Summarized in a table:
delete only | write only |
---|---|
Tables and columns can only be deleted; indexes can be updated (tables not really) | Columns and indexes can be deleted, updated, and inserted |
The first state is rather peculiar, and the second one even more so—“can not read” might have been a better name for it. It’s said that this design allows two concurrent states to behave consistently, specifically pairs like (absent and delete only), (delete only and write only), and (write only and public).
Examples:
Adding index idx to table t, the deployment environment consists of two databases, a and b.
- a enters delete only and completes adding the index. b has yet to receive any instructions.
- Insert operations on a and b: a’s idx is ignored, b is unaware and also ignores.
- Read operations: a and b ignore idx.
- Deletes and updates: a’s idx responds, b ignores.
- a enters write only, b enters delete only, and indexing is completed.
- Insert operations on a and b: a’s idx responds, b ignores (b loses index data?).
- Read operations: a and b ignore idx.
- Deletes and updates: both a and b’s idx respond.
- a enters the public state, b enters the write-only state.
- Insert operations on a and b: both a and b’s idx respond.
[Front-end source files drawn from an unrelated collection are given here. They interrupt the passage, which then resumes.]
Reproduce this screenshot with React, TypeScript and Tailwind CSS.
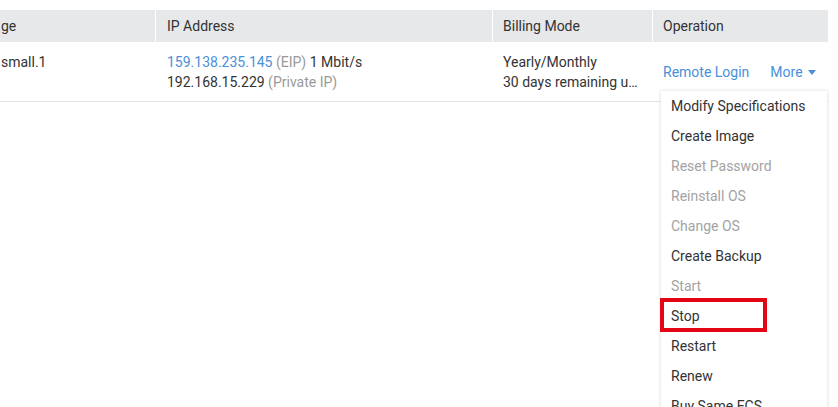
import React from "react";

const items: { label: string; disabled?: boolean; boxed?: boolean }[] = [
  { label: "Modify Specifications" },
  { label: "Create Image" },
  { label: "Reset Password", disabled: true },
  { label: "Reinstall OS", disabled: true },
  { label: "Change OS", disabled: true },
  { label: "Create Backup" },
  { label: "Start", disabled: true },
  { label: "Stop", boxed: true },
  { label: "Restart" },
  { label: "Renew" },
  { label: "Buy Same ECS" },
];

export default function App() {
  return (
    <div
      className="w-[838px] h-[407px] overflow-hidden bg-white relative text-[14px] leading-[20px] text-[#333]"
      style={{ fontFamily: "Roboto, 'Liberation Sans', sans-serif" }}
    >
      <div className="pt-[10px] w-[828px]">
        <div className="flex h-[32px] bg-[#e7e8e9] items-center">
          <div className="w-[155px] pl-[1px]">ge</div>
          <div className="w-[337px] h-full flex items-center border-l border-white pl-[11px]">IP Address</div>
          <div className="w-[160px] h-full flex items-center border-l border-white pl-[10px]">Billing Mode</div>
          <div className="flex-1 h-full flex items-center border-l border-white pl-[10px]">Operation</div>
        </div>
        <div className="flex h-[60px] border-b border-[#e3e4e5] items-start">
          <div className="w-[155px] pl-[1px] pt-[10px]">small.1</div>
          <div className="w-[337px] pl-[12px] pt-[10px]">
            <div>
              <span className="text-[#4a90d9]">159.138.235.145</span>{" "}
              <span className="text-[#9a9a9a]">(EIP)</span> 1 Mbit/s
            </div>
            <div>
              192.168.15.229 <span className="text-[#9a9a9a]">(Private IP)</span>
            </div>
          </div>
          <div className="w-[160px] pl-[11px] pr-[10px] pt-[10px]">
            <div>Yearly/Monthly</div>
            <div className="whitespace-nowrap overflow-hidden text-ellipsis">30 days remaining until expiration</div>
          </div>
          <div className="flex-1 pl-[11px] pt-[20px] flex items-center text-[#4a90d9]">
            <span>Remote Login</span>
            <span className="ml-[21px]">More</span>
            <svg className="ml-[5px]" width="8" height="5" viewBox="0 0 8 5">
              <path d="M0 0 L8 0 L4 5 Z" fill="#4a90d9" />
            </svg>
          </div>
        </div>
      </div>

      <div className="absolute left-[661px] top-[91px] w-[166px] bg-white shadow-[0_0_4px_rgba(0,0,0,0.15)]">
        {items.map((it) => (
          <div
            key={it.label}
            className={`relative h-[30px] flex items-center pl-[10px] whitespace-nowrap ${
              it.disabled ? "text-[#a3a3a3]" : "text-[#333]"
            }`}
          >
            {it.label}
            {it.boxed && (
              <div className="absolute left-[-1px] top-[-3px] w-[107px] h-[34px] border-[4px] border-[#e30613]" />
            )}
          </div>
        ))}
      </div>
    </div>
  );
}
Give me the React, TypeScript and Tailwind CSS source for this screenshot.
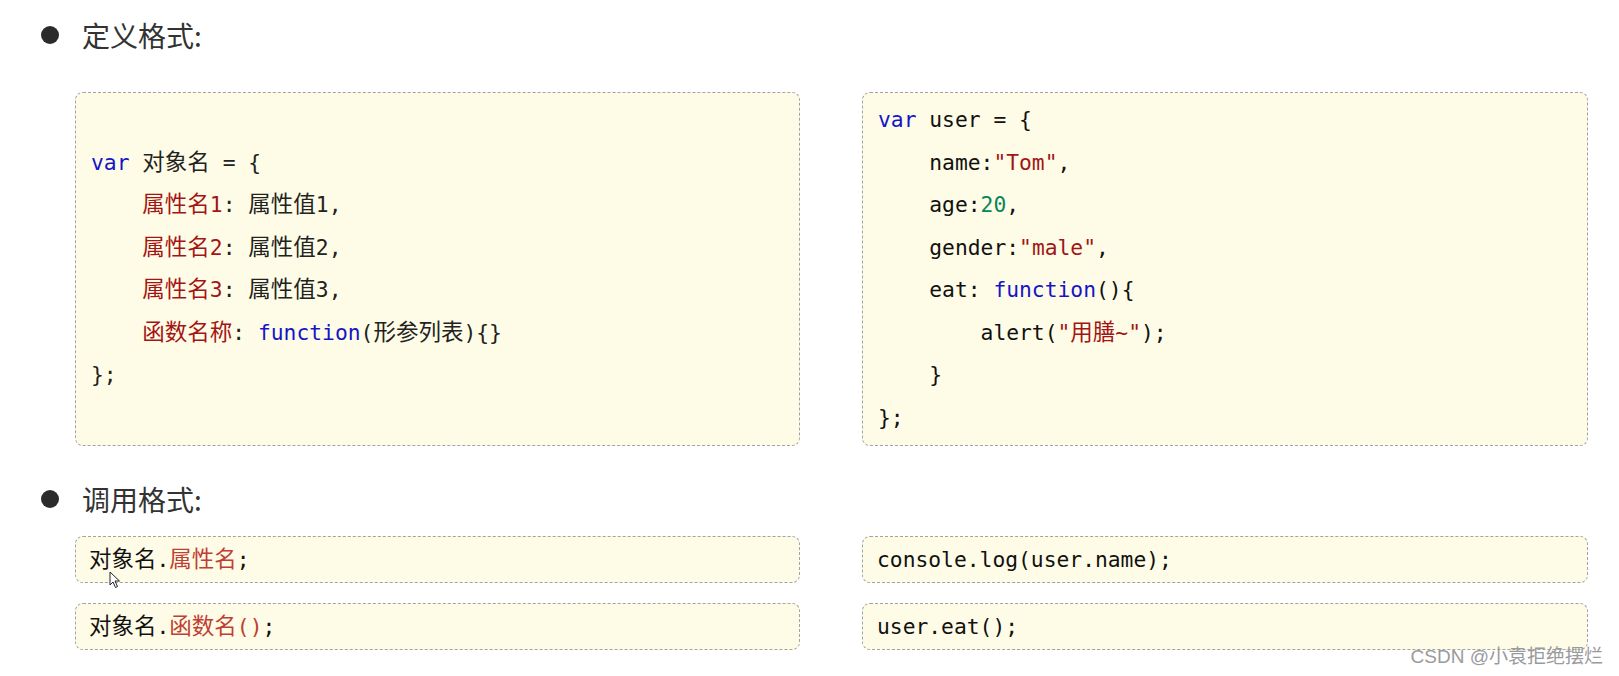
import React from 'react';

const mono = { fontFamily: '"DejaVu Sans Mono", "Noto Sans CJK SC", monospace' };

const C = ({ children }: { children: React.ReactNode }) => (
  <span className="text-[22.5px] leading-none [font-family:'Noto_Sans_CJK_SC',sans-serif]">{children}</span>
);
const B = ({ children }: { children: React.ReactNode }) => <span className="text-[#1515c8]">{children}</span>;
const R = ({ children }: { children: React.ReactNode }) => <span className="text-[#a31515]">{children}</span>;
const G = ({ children }: { children: React.ReactNode }) => <span className="text-[#098658]">{children}</span>;
const L = ({ children }: { children: React.ReactNode }) => <span className="text-[#bf3f33]">{children}</span>;

const Heading = ({ text }: { text: string }) => (
  <div className="flex items-center pl-[41px]">
    <span className="w-[18px] h-[18px] rounded-full bg-[#2b2b2b]" />
    <span className="ml-[23px] text-[28px] leading-[42px] text-[#333] [font-family:'Noto_Sans_CJK_SC',sans-serif]">
      {text}
    </span>
  </div>
);

const boxClass = 'bg-[#fefce6] border border-dashed border-[#a3a3a3] rounded-lg';

const App = () => {
  return (
    <div className="relative w-[1619px] h-[676px] bg-white overflow-hidden">
      <div className="pt-[14px]">
        <Heading text="定义格式:" />

        <div className="mt-[36px] ml-[75px] grid grid-cols-[725px_726px] gap-x-[62px]">
          <div
            className={`${boxClass} flex flex-col justify-center px-[15px] text-[21.3px] leading-[42.5px] text-[#222] whitespace-pre`}
            style={mono}
          >
            <div>
              <B>var</B> <C>对象名</C> = {'{'}
            </div>
            <div>
              {'    '}
              <R>
                <C>属性名</C>1
              </R>
              : <C>属性值</C>1,
            </div>
            <div>
              {'    '}
              <R>
                <C>属性名</C>2
              </R>
              : <C>属性值</C>2,
            </div>
            <div>
              {'    '}
              <R>
                <C>属性名</C>3
              </R>
              : <C>属性值</C>3,
            </div>
            <div>
              {'    '}
              <R>
                <C>函数名称</C>
              </R>
              : <B>function</B>(<C>形参列表</C>){'{}'}
            </div>
            <div>{'};'}</div>
          </div>

          <div
            className={`${boxClass} py-[6px] px-[15px] text-[21.3px] leading-[42.5px] text-[#111] whitespace-pre`}
            style={mono}
          >
            <div>
              <B>var</B> user = {'{'}
            </div>
            <div>
              {'    '}name:<R>"Tom"</R>,
            </div>
            <div>
              {'    '}age:<G>20</G>,
            </div>
            <div>
              {'    '}gender:<R>"male"</R>,
            </div>
            <div>
              {'    '}eat: <B>function</B>(){'{'}
            </div>
            <div>
              {'        '}alert(<R>"<C>用膳</C>~"</R>);
            </div>
            <div>{'    }'}</div>
            <div>{'};'}</div>
          </div>
        </div>

        <div className="mt-[32px]">
          <Heading text="调用格式:" />
        </div>

        <div
          className="mt-[16px] ml-[75px] grid grid-cols-[725px_726px] gap-x-[62px] gap-y-[20px] text-[21.3px] leading-[45px] text-[#111]"
          style={mono}
        >
          <div className={`${boxClass} h-[47px] pl-[13px] whitespace-pre`}>
            <C>对象名</C>.
            <L>
              <C>属性名</C>
            </L>
            ;
          </div>
          <div className={`${boxClass} h-[47px] pl-[14px] whitespace-pre`}>console.log(user.name);</div>
          <div className={`${boxClass} h-[47px] pl-[13px] whitespace-pre`}>
            <C>对象名</C>.
            <L>
              <C>函数名</C>()
            </L>
            ;
          </div>
          <div className={`${boxClass} h-[47px] pl-[14px] whitespace-pre`}>user.eat();</div>
        </div>
      </div>

      <svg className="absolute left-[109px] top-[571px]" width="12" height="18" viewBox="0 0 12 18">
        <path d="M1 1 L1 14 L4 11 L6.5 16.5 L8.5 15.5 L6 10 L10.5 10 Z" fill="#fff" stroke="#222" strokeWidth="1" />
      </svg>

      <div className="absolute right-[16px] top-[645px] text-[19px] leading-[24px] text-[#9a9a9a] [font-family:'Liberation_Sans','Noto_Sans_CJK_SC',sans-serif]">
        CSDN @小袁拒绝摆烂
      </div>
    </div>
  );
};

export default App;
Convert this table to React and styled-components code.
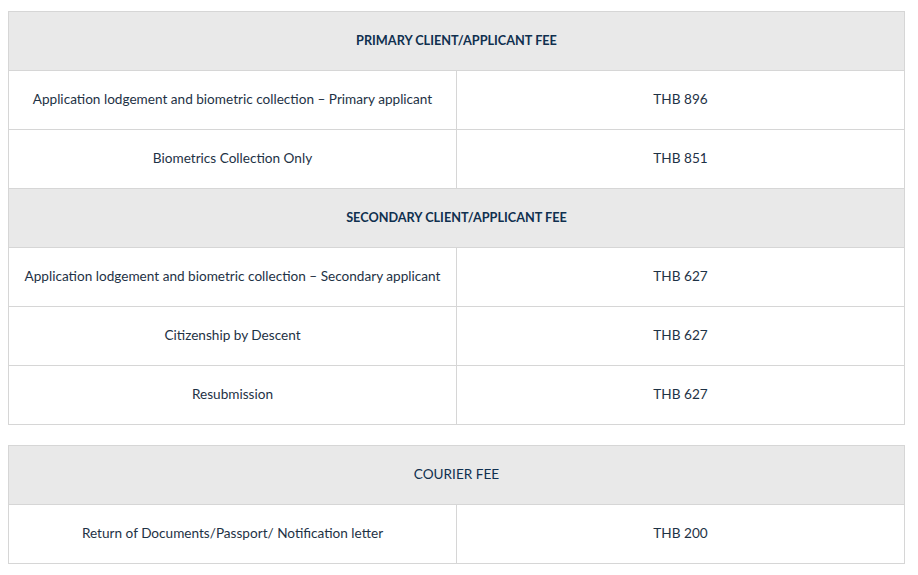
import React from "react";
import styled, { createGlobalStyle } from "styled-components";

const GlobalStyle = createGlobalStyle`
  body {
    margin: 0;
    padding: 11px 8px;
    background: #ffffff;
    font-family: Lato, "Liberation Sans", sans-serif;
  }
`;

const FeeTable = styled.table`
  width: 897px;
  border-collapse: collapse;
  table-layout: fixed;
  margin-bottom: 20px;
  font-size: 13.6px;
  color: #1e3245;
`;

const HeadCell = styled.th`
  height: 56px;
  padding: 0 0 2px;
  background-color: #e9e9e9;
  border: 1px solid #d6d6d6;
  font-weight: ${(p) => (p.$plain ? 400 : 700)};
  font-size: ${(p) => (p.$plain ? "13.6px" : "12.7px")};
  color: #10304f;
  text-align: center;
  vertical-align: middle;
`;

const Cell = styled.td`
  height: 56px;
  padding: 0 10px 2px;
  border: 1px solid #d6d6d6;
  font-weight: 400;
  text-align: center;
  vertical-align: middle;
  width: 50%;
`;

const sections = [
  [
    {
      title: "PRIMARY CLIENT/APPLICANT FEE",
      rows: [
        ["Application lodgement and biometric collection – Primary applicant", "THB 896"],
        ["Biometrics Collection Only", "THB 851"],
      ],
    },
    {
      title: "SECONDARY CLIENT/APPLICANT FEE",
      rows: [
        ["Application lodgement and biometric collection – Secondary applicant", "THB 627"],
        ["Citizenship by Descent", "THB 627"],
        ["Resubmission", "THB 627"],
      ],
    },
  ],
  [
    {
      title: "COURIER FEE",
      plain: true,
      rows: [["Return of Documents/Passport/ Notification letter", "THB 200"]],
    },
  ],
];

const App = () => (
  <>
    <GlobalStyle />
    {sections.map((groups, t) => (
      <FeeTable key={t}>
        <tbody>
          {groups.map((group) => (
            <React.Fragment key={group.title}>
              <tr>
                <HeadCell colSpan={2} $plain={group.plain}>
                  {group.title}
                </HeadCell>
              </tr>
              {group.rows.map(([label, price]) => (
                <tr key={label}>
                  <Cell>{label}</Cell>
                  <Cell>{price}</Cell>
                </tr>
              ))}
            </React.Fragment>
          ))}
        </tbody>
      </FeeTable>
    ))}
  </>
);

export default App;
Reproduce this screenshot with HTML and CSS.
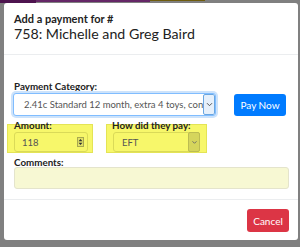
FILE: index.html
```html
<!DOCTYPE html>
<html>
<head>
<meta charset="utf-8">
<link rel="stylesheet" href="styles.css">
</head>
<body>
<div class="behind">
  <span class="seg seg-a"></span>
  <span class="seg seg-b"></span>
  <span class="seg seg-c"></span>
</div>
<div class="modal">
  <div class="modal-header">
    <div class="sub">Add a payment for #</div>
    <div class="title">758: Michelle and Greg Baird</div>
  </div>
  <div class="modal-body">
    <div class="label label-cat">Payment Category:</div>
    <div class="row-cat">
      <div class="select focus">
        <span class="sel-text">2.41c Standard 12 month, extra 4 toys, concession</span>
        <span class="arrow-box blue"><svg width="7" height="5" viewBox="0 0 7 5"><path d="M1 1.2 L3.5 3.7 L6 1.2" fill="none" stroke="#555" stroke-width="1"/></svg></span>
      </div>
      <div class="btn btn-primary">Pay Now</div>
    </div>
    <div class="row-two">
      <div class="hl hl-amount">
        <div class="label">Amount:</div>
        <div class="input">
          <span class="val">118</span>
          <span class="spin"><svg width="7" height="10" viewBox="0 0 7 10"><rect x="0.5" y="0.5" width="6" height="9" fill="#e2e266" stroke="#a8a850" stroke-width="1"/><path d="M3.5 2 L5.5 4.3 L1.5 4.3 Z M3.5 8 L5.5 5.7 L1.5 5.7 Z" fill="#333"/></svg></span>
        </div>
      </div>
      <div class="hl hl-pay">
        <div class="label">How did they pay:</div>
        <div class="input sel">
          <span class="val">EFT</span>
          <span class="arrow-box dark"><svg width="7" height="5" viewBox="0 0 7 5"><path d="M1.5 1.3 L3.5 3.3 L5.5 1.3" fill="none" stroke="#666" stroke-width="0.9"/></svg></span>
        </div>
      </div>
    </div>
    <div class="label label-comments">Comments:</div>
    <div class="comments"></div>
  </div>
  <div class="modal-footer">
    <div class="btn btn-danger">Cancel</div>
  </div>
</div>
</body>
</html>
```
FILE: styles.css
```css
html, body {
  margin: 0;
  padding: 0;
}
body {
  width: 300px;
  height: 247px;
  background: #808080;
  font-family: Lato, "Open Sans", sans-serif;
  color: #212529;
  overflow: hidden;
}
.behind {
  display: flex;
  height: 3px;
}
.seg { display: block; height: 3px; }
.seg-a { width: 36px; background: #4e144f; }
.seg-b { width: 114px; height: 2px; background: #652767; }
.seg-c { width: 55px; height: 1px; background: #6f5c0c; }

.modal {
  margin-left: 4px;
  width: 294px;
  height: 237px;
  background: #fff;
  border-radius: 3px;
  display: flex;
  flex-direction: column;
}
.modal-header {
  height: 52px;
  flex: none;
  padding: 9px 10px 0 10px;
  border-bottom: 1px solid #ebedef;
  box-sizing: border-box;
}
.sub {
  font-size: 11px;
  font-weight: 700;
  line-height: 13px;
  color: #222;
}
.title {
  font-size: 14.2px;
  line-height: 17px;
  color: #222;
}
.modal-body {
  flex: none;
  height: 145px;
  padding: 25px 9px 0 10px;
  box-sizing: border-box;
  border-bottom: 1px solid #ebedef;
}
.label {
  font-size: 9.8px;
  font-weight: 700;
  line-height: 12px;
  color: #222;
}
.label-cat { margin-bottom: 1px; }
.row-cat {
  display: flex;
  align-items: center;
}
.select {
  margin-left: -1px;
  width: 203px;
  height: 23px;
  box-sizing: border-box;
  border: 1px solid #80bdff;
  box-shadow: 0 0 0 2px #cde3fb;
  border-radius: 3px;
  display: flex;
  align-items: center;
  overflow: hidden;
  background: #fff;
}
.sel-text {
  flex: 1;
  white-space: nowrap;
  overflow: hidden;
  font-size: 9.5px;
  color: #555;
  padding-left: 10px;
}
.arrow-box {
  flex: none;
  width: 12px;
  box-sizing: border-box;
  display: flex;
  align-items: center;
  justify-content: center;
}
.arrow-box.blue {
  border: 1px solid #6aa6e0;
  background: #e6f0fb;
  border-radius: 2px;
  height: 21px;
}
.btn {
  font-size: 10px;
  color: #fff;
  border-radius: 3px;
  display: flex;
  align-items: center;
  justify-content: center;
}
.btn-primary {
  background: #007bff;
  width: 52px;
  height: 22px;
  margin-left: 18px;
  margin-top: 1px;
}
.row-two {
  display: flex;
  margin-top: 8px;
  margin-left: -7px;
}
.hl {
  background: #f7f76a;
  border: 1px solid #e4e455;
  box-sizing: border-box;
  height: 29px;
}
.hl .label { margin-top: -6px; }
.hl-amount { width: 86px; padding-left: 6px; }
.hl-pay { width: 101px; margin-left: 13px; padding-left: 5px; }
.input {
  height: 20px;
  margin-top: 1px;
  box-sizing: border-box;
  border: 1px solid #dada58;
  border-radius: 3px;
  background: #f7f76a;
  display: flex;
  align-items: center;
  font-size: 9.5px;
  color: #555;
}
.hl-amount .input { width: 74px; }
.hl-pay .input { width: 87px; margin-left: 1px; }
.val { flex: 1; padding-left: 7px; }
.hl-pay .val { padding-left: 8px; }
.spin { display: flex; margin-right: 3px; }
.arrow-box.dark {
  background: #d5d55c;
  border: 1px solid #bcbc52;
  border-radius: 2px;
  height: 20px;
  margin-right: -1px;
}
.label-comments { margin-top: 3px; }
.comments {
  margin-top: -1px;
  width: 275px;
  height: 22px;
  box-sizing: border-box;
  background: #f7f8d3;
  border: 1px solid #e4e4cc;
  border-radius: 3px;
}
.modal-footer {
  flex: 1;
  display: flex;
  justify-content: flex-end;
  align-items: flex-start;
  padding: 9px 9px 0 0;
}
.btn-danger {
  background: #dc3545;
  width: 42px;
  height: 23px;
}
```
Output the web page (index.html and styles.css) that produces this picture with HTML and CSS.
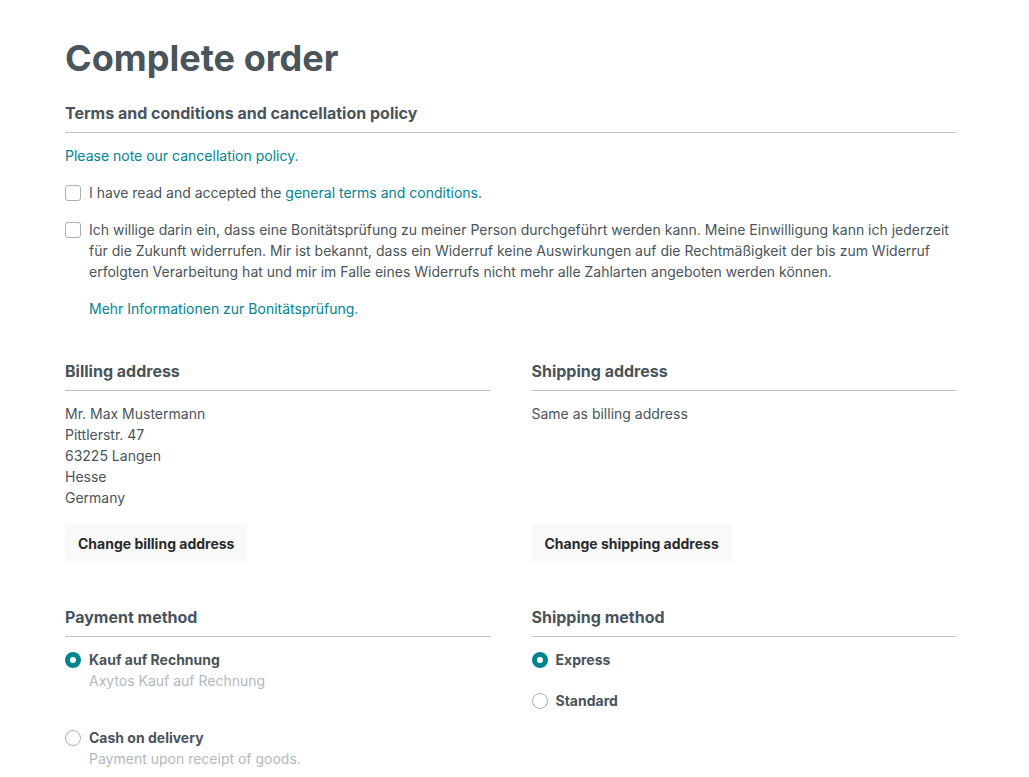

- Read operations: a’s idx responds, b ignores.
- Deletes and updates: both a and b’s idx respond.
Removing index idx from table t, with two databases a and b in the deployment environment.
- a enters delete only and completes removing the index. b has yet to receive any instructions.
- Insert operations on a and b: a’s idx is ignored, b has index idx and inserts into the index.
- Read operations: a ignores idx, b uses it.
- Deletes and updates: a’s idx responds (no-op if the index is removed), b responds.
- a enters write only, b enters delete only, and fulfills the command.
- Insert operations on a and b: a’s idx responds (no-op), b ignores.
- Read operations: both a and b ignore idx.
- Deletes and updates: both a’s and b’s idx respond (it’s a no-op as the index is already deleted).
- a enters the public state, b enters write only.
- Insert operations on a and b: both a and b respond (b no-op?).
- Read operations: a’s idx responds, b ignores.
- Deletes and updates: both a and b’s idx respond (b no-op?).